[start Information supplied]

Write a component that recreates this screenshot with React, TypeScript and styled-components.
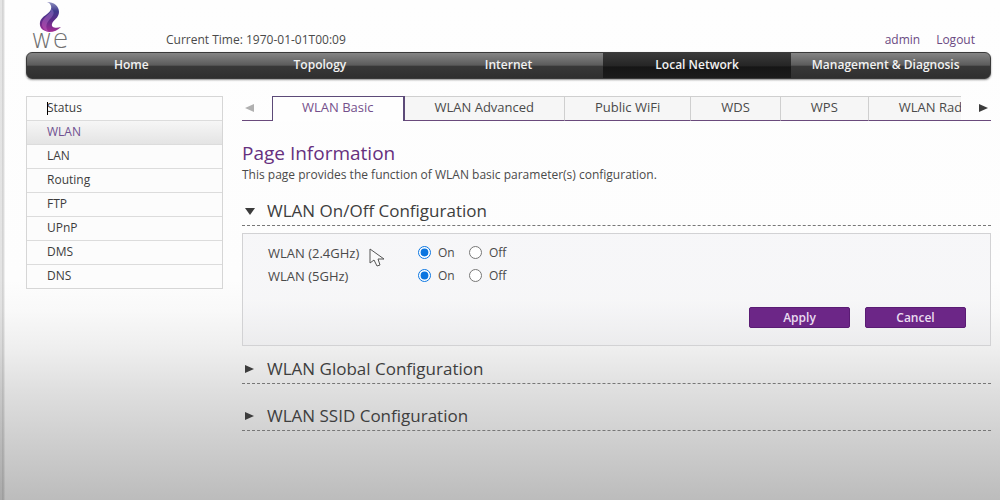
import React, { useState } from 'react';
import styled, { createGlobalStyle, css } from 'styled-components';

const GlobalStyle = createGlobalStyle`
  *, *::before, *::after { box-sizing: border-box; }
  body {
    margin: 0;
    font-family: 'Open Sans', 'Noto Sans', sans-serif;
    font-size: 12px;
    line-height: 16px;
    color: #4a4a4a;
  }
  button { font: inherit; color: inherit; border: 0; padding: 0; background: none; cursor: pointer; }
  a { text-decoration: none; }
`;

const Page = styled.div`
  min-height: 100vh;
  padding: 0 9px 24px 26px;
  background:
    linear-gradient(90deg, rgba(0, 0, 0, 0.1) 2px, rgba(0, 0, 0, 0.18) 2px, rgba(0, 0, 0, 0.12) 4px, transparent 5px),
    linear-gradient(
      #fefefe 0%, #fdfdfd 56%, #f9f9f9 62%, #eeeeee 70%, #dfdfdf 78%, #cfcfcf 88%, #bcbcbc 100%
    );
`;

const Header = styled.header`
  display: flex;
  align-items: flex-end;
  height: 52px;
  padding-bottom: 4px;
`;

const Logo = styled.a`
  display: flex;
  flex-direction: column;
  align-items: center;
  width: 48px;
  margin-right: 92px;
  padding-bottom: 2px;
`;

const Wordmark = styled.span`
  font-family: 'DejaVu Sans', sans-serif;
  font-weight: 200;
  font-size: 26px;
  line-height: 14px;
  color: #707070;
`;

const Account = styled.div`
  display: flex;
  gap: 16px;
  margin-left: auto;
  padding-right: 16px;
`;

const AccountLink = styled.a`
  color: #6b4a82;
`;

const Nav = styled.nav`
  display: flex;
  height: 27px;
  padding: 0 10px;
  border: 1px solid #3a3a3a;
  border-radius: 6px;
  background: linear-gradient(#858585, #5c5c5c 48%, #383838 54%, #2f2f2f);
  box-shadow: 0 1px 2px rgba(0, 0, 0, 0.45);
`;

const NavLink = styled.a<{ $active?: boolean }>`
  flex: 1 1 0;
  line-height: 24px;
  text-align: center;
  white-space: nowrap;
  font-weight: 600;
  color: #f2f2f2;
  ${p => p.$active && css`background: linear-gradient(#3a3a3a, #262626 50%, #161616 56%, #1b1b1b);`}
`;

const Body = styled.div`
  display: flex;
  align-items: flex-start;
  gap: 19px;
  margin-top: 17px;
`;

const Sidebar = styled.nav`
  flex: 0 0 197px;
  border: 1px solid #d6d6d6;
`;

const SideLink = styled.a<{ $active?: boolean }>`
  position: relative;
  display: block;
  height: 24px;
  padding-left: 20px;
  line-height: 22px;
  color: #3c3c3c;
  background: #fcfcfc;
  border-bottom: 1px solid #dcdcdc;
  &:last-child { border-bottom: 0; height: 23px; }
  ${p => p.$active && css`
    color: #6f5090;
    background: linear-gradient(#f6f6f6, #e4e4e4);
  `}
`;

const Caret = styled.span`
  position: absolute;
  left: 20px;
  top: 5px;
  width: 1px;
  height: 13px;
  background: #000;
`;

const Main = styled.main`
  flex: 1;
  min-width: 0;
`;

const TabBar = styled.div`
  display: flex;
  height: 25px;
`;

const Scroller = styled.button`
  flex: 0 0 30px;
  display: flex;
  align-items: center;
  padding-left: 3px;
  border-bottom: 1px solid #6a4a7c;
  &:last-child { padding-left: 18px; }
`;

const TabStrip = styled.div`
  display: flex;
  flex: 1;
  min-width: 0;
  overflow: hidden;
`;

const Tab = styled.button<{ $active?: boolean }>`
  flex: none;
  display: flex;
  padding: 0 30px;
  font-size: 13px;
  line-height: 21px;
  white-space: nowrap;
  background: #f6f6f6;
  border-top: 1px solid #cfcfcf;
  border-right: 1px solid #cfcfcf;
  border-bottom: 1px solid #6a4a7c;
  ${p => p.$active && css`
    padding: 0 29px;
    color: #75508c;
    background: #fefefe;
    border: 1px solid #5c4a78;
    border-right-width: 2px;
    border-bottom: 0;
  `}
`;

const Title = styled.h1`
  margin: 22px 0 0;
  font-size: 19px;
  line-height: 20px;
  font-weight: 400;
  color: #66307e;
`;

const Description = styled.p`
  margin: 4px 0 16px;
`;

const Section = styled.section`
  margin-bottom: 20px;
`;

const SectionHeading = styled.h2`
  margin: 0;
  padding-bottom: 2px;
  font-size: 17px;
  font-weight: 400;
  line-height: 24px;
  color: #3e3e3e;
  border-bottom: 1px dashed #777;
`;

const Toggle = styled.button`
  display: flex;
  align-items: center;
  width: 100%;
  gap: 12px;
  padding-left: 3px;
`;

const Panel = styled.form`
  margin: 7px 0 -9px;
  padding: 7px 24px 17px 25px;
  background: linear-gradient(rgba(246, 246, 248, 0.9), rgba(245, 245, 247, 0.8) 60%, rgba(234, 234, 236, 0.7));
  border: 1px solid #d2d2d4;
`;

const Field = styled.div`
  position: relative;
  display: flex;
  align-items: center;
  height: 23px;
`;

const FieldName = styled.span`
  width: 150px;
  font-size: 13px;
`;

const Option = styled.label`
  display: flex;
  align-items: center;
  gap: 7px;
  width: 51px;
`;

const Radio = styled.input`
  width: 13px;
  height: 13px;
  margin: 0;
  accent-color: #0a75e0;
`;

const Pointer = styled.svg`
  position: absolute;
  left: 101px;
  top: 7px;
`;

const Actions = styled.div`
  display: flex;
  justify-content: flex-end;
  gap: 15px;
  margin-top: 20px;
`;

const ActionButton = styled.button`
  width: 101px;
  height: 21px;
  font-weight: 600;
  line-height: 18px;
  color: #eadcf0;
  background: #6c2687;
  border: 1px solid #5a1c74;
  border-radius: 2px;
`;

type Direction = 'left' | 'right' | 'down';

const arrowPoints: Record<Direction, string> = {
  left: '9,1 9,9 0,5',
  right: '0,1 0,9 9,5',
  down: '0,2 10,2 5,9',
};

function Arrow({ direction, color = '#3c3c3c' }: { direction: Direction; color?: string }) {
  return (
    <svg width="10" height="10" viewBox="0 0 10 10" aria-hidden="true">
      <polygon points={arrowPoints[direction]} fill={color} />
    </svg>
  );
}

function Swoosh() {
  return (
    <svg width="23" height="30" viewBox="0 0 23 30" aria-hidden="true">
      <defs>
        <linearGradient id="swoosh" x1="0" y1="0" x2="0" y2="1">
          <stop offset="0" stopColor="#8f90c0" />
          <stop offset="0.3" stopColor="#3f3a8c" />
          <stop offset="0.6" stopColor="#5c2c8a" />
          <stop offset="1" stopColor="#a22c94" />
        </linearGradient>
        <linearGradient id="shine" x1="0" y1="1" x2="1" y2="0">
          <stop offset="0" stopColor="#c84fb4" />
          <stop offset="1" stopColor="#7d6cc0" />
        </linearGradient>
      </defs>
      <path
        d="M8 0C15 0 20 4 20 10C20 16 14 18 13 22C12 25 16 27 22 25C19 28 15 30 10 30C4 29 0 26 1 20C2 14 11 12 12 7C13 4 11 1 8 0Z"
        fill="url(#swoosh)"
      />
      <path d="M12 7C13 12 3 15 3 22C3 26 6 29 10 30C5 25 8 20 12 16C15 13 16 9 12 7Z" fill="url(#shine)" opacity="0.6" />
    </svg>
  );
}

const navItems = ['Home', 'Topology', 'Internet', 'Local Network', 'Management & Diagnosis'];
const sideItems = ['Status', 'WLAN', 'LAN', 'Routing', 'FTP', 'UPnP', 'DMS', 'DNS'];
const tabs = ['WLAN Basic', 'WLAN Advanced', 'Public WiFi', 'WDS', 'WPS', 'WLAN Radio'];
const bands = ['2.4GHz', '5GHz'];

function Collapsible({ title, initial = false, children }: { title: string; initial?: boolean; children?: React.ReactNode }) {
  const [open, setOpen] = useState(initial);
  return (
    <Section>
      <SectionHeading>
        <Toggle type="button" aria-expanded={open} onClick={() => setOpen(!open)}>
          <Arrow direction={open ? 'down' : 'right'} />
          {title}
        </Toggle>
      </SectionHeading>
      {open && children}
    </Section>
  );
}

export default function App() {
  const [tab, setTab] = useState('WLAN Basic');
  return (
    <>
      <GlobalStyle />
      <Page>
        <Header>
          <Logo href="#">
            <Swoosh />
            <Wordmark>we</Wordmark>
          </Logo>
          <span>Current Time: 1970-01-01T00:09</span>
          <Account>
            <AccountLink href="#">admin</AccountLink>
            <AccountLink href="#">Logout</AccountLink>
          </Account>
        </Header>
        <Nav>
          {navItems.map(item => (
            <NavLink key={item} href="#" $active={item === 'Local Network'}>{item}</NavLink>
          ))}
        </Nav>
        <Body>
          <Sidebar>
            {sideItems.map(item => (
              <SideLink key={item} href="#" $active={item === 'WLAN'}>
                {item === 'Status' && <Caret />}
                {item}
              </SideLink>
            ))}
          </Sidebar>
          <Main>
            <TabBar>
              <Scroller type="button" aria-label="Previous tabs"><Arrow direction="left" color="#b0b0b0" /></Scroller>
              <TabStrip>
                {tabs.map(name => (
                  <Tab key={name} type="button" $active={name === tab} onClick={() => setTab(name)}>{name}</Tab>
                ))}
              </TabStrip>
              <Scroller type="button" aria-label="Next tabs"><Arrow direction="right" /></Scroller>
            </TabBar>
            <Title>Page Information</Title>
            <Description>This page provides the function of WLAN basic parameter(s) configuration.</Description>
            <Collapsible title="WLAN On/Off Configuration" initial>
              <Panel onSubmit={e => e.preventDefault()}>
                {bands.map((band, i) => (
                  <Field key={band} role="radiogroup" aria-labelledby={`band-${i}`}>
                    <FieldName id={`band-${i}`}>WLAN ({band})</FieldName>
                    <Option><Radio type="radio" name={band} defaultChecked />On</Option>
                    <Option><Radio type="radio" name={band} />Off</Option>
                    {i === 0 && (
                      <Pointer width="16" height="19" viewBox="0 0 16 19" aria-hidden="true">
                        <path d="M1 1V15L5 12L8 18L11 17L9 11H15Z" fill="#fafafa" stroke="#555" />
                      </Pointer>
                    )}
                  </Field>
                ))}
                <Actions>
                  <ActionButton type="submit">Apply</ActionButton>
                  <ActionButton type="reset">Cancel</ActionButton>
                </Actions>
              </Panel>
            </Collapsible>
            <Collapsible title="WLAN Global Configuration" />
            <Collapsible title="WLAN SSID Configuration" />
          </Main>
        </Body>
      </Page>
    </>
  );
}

[end Information supplied]

**Task to complete:** Reply with the number of lines in the data that include the string "components" and nothing else.

**Written response:** 2